• **WORK TO BE COMPLETED**
Restate the opening lines of the material below word for word, stopping after the line that contains "const linkCls = 'text-[#3d69e4]".
■ ■ ■ ■
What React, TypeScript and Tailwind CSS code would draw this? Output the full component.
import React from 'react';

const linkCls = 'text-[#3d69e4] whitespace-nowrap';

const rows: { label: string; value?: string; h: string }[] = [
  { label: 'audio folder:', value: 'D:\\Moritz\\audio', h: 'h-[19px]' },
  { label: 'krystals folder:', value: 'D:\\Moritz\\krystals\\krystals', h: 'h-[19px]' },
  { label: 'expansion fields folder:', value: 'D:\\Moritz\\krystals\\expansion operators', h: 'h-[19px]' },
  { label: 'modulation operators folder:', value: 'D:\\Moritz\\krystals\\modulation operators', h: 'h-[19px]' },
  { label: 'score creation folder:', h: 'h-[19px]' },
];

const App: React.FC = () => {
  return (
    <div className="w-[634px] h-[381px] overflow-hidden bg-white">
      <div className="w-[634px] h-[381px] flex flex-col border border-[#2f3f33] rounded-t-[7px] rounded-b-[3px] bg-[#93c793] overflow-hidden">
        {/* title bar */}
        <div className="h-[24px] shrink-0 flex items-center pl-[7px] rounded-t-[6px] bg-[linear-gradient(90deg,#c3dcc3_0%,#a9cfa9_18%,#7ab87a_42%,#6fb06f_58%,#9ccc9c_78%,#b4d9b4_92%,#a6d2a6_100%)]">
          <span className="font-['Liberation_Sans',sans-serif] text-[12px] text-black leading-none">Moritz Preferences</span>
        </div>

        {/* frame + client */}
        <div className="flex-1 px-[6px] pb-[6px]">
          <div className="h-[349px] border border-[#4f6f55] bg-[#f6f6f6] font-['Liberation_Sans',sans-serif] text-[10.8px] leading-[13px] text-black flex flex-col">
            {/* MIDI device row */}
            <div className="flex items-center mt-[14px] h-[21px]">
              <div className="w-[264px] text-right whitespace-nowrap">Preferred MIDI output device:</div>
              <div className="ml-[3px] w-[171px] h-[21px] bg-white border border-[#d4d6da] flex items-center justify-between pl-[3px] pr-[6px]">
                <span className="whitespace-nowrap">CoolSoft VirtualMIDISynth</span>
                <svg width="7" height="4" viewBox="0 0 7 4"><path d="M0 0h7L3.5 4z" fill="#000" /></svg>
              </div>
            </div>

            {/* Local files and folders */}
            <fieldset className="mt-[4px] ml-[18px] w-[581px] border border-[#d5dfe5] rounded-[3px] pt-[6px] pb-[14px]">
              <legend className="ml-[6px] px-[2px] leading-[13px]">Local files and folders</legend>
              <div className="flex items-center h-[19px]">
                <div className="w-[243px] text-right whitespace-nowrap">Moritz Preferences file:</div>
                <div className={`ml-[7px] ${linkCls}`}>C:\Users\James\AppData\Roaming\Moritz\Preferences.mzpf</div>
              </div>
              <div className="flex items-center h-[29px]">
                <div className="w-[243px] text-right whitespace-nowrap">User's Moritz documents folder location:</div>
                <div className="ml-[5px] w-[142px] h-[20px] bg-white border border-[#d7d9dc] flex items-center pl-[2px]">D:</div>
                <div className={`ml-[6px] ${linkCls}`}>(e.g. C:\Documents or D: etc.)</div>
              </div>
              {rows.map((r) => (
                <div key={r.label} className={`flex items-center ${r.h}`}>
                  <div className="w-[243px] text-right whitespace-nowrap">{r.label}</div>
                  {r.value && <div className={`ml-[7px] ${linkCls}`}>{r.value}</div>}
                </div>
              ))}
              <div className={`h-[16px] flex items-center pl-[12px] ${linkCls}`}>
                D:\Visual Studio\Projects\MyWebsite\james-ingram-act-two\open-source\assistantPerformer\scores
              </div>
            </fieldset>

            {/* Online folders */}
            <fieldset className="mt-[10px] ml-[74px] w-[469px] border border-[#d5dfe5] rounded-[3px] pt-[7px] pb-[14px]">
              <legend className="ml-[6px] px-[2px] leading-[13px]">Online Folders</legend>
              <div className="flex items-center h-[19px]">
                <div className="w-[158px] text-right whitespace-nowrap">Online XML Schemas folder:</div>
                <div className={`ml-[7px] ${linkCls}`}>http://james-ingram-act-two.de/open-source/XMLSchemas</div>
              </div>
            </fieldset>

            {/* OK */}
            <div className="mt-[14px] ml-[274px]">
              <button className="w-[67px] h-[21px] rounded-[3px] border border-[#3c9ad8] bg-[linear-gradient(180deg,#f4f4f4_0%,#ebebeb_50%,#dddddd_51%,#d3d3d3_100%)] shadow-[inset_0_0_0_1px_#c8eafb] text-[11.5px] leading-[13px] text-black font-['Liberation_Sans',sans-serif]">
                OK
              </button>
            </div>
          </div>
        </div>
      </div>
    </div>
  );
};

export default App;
■ ■ ■ ■
• **RESULT OF THIS EXERCISE**
What React, TypeScript and Tailwind CSS code would draw this? Output the full component.
import React from 'react';

const linkCls = 'text-[#3d69e4] whitespace-nowrap';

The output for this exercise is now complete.